Hold down Ctrl and press the Home key to jump to the beginning of your document.
Hold down Ctrl and press the End key to jump to the end of your document.
Press Shift-F5 to get back to where you were working on a long document the next time you open a Word document.
Shortcuts for editing include: Ctrl+A: Selects the entire document. Ctrl+B: Bolds selected text. Ctrl+C: Copies text to the Clipboard. Ctrl+F: Finds text. Ctrl+H: Replaces occurrences of one text string with another text string. Ctrl+I: Italicizes selected text. Ctrl+P: Prints current document. Ctrl+S: Save current document. Ctrl+U: Underlines selected text. Ctrl+V: Pastes text from the Clipboard. Ctrl+X: Cuts text to the Clipboard. Ctrl+Y: Redoes an undone command. Ctrl+Z: Undoes the most recent command. Ctrl+Backspace: Deletes from the insertion point to the start of the word. Ctrl+Del: Deletes from the insertion point to the end of the word.

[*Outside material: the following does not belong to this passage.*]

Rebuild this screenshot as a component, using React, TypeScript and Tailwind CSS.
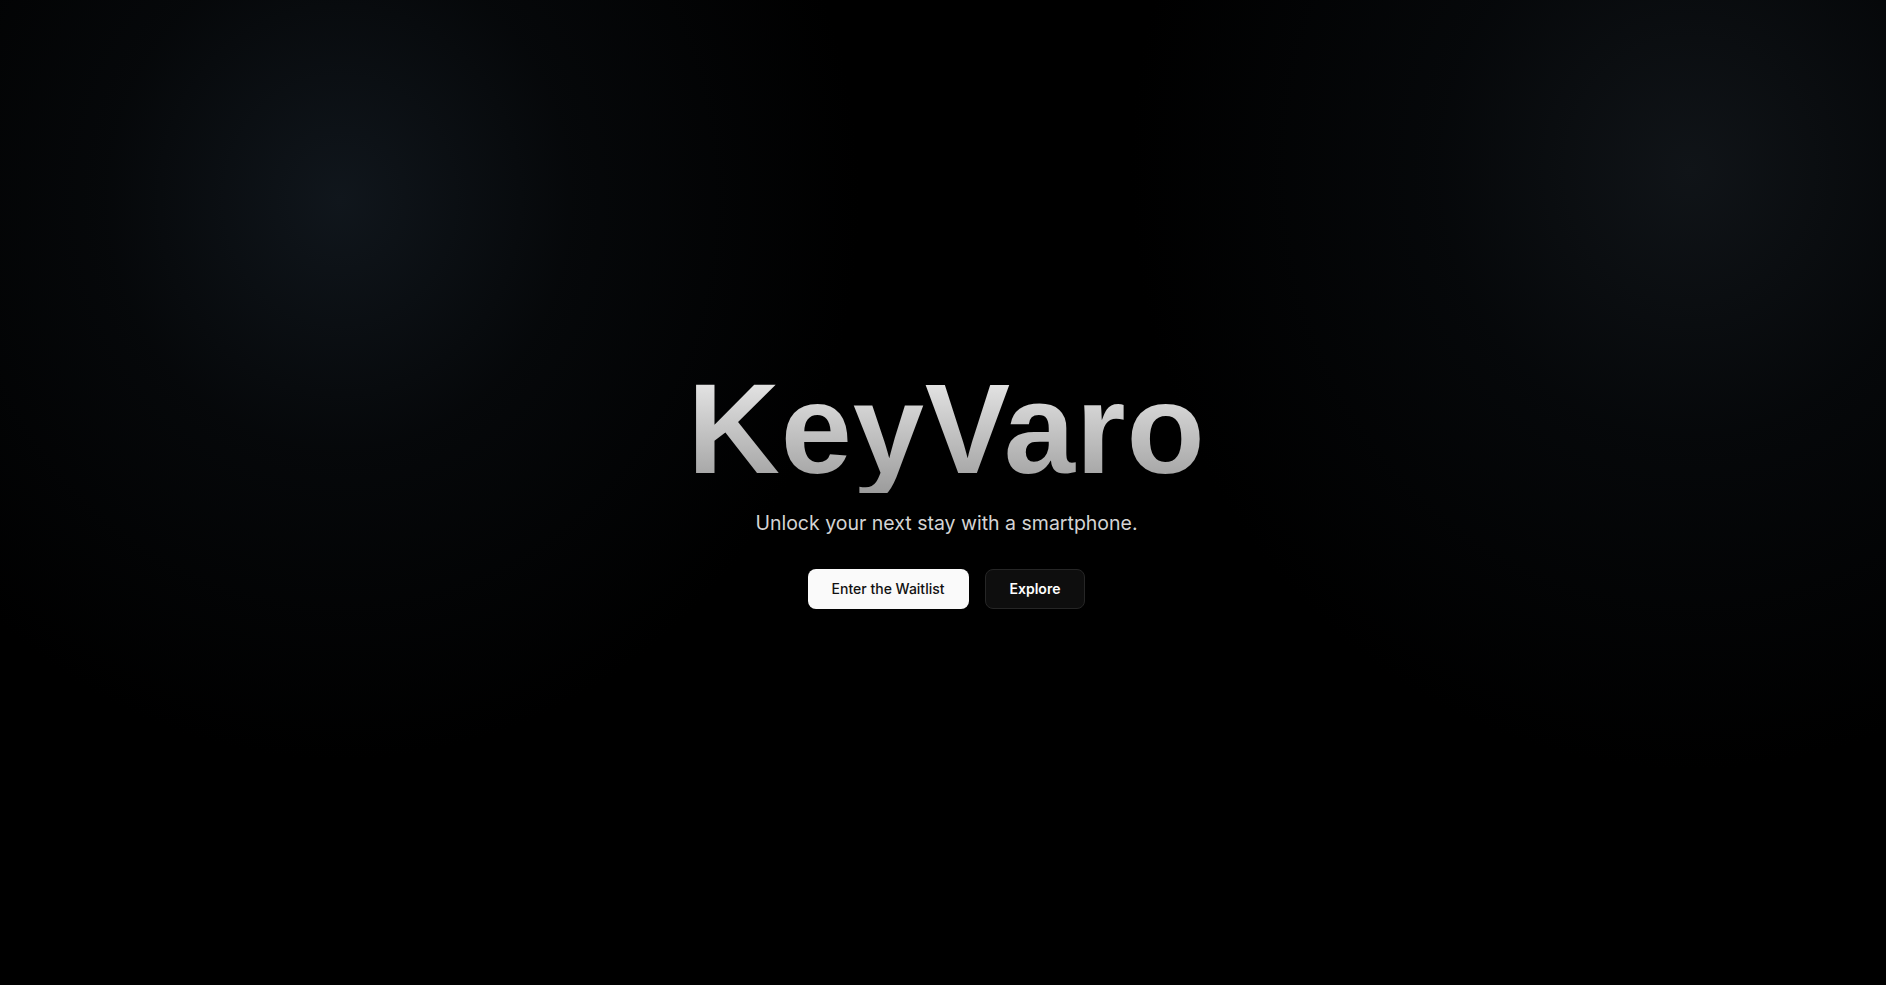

European Key Combination Shortcuts
There are two ways to find European key combinations in Windows. You can use the Character Map, at Start, All Programs, Accessories, and System Tools. To use Character Map, find the letter or symbol you want, select the font you are using, press Select, and then Copy. Go back to your document, put the cursor where you want to make the insert, and click Edit, Paste. Microsoft Word has key combinations, which may also work in other applications and some in Microsoft Outlook, too. They include:
Umlaut--press Ctrl+Shift+Colon, then the vowel. Grave--Ctrl+Grave (upper left, under Esc), then the vowel. Tilde--Ctrl+Shift+Tilde, followed by the letter. Inverted exclamation mark--Alt+Ctrl+Shift+!.
Inverted question mark--Alt+Ctrl+Shift+?. French cedilla--Ctrl+comma, then c. French circumflex--Ctrl+Shift+Caret(^), then letter. French e acute--Ctrl+Apostrophe, then e.

Excel Sheets
You can forget about the tab scrolling buttons and sheet tabs and just go back and forth through the sheets in a workbook with the keyboard. To move to the next worksheet in a workbook, press Ctrl+PgDn. To move to the previous worksheet in a workbook, press Ctrl+PgUp. The nice thing about Ctrl+PgDn and Ctrl+PgUp is that these keystroke shortcuts work whether or not the next or previous sheet tab is currently displayed in the workbook window.

Font Size Changes
Want a quick and easy way to increase or decrease font size in Word? Simply highlight the text you want to change and press Ctrl+Shift+> (greater-than key) to increase font size. Press Ctrl+Shift+< (less-than key) to decrease font size.

Freelance Graphics
Here are some useful Freelance Graphics shortcut keystrokes: Insert: Arrange, Edit Points, Add Point; 
Delete: Arrange, Edit Points, Delete Point; Shift-F6: Arrange, Points Mode; Alt-F9: Toggle Black and White or Color; F8: Arrange, Priority, Fall Back One; Shift-F8: Arrange, Priority, Send Forward One; 
F5: Go To; F6: Import Data; Ctrl-F6: Next Window; F7: Page, New; F9: View, Redraw; Ctrl-F2: Tools, Spelling Checker.

International Keyboard
If you have a need for characters beyond the basic 101 keys available on the standard keyboard, open the Control Panel, click the Keyboard icon and the Language tab. In the Language and Layout box, there is usually only one entry. Double-click this entry, select the layout you want, click OK twice. Now you will be asked to insert your Windows CD.

Finally, keyboards can be easily damaged through improper cleaning techniques. When you clean your keyboard, turn off your system and use a handheld vacuum cleaner to remove dust. Then dampen a rag and lightly wipe the tops of the keys. Don’t use solvents or too much water because both will damage the keyboard.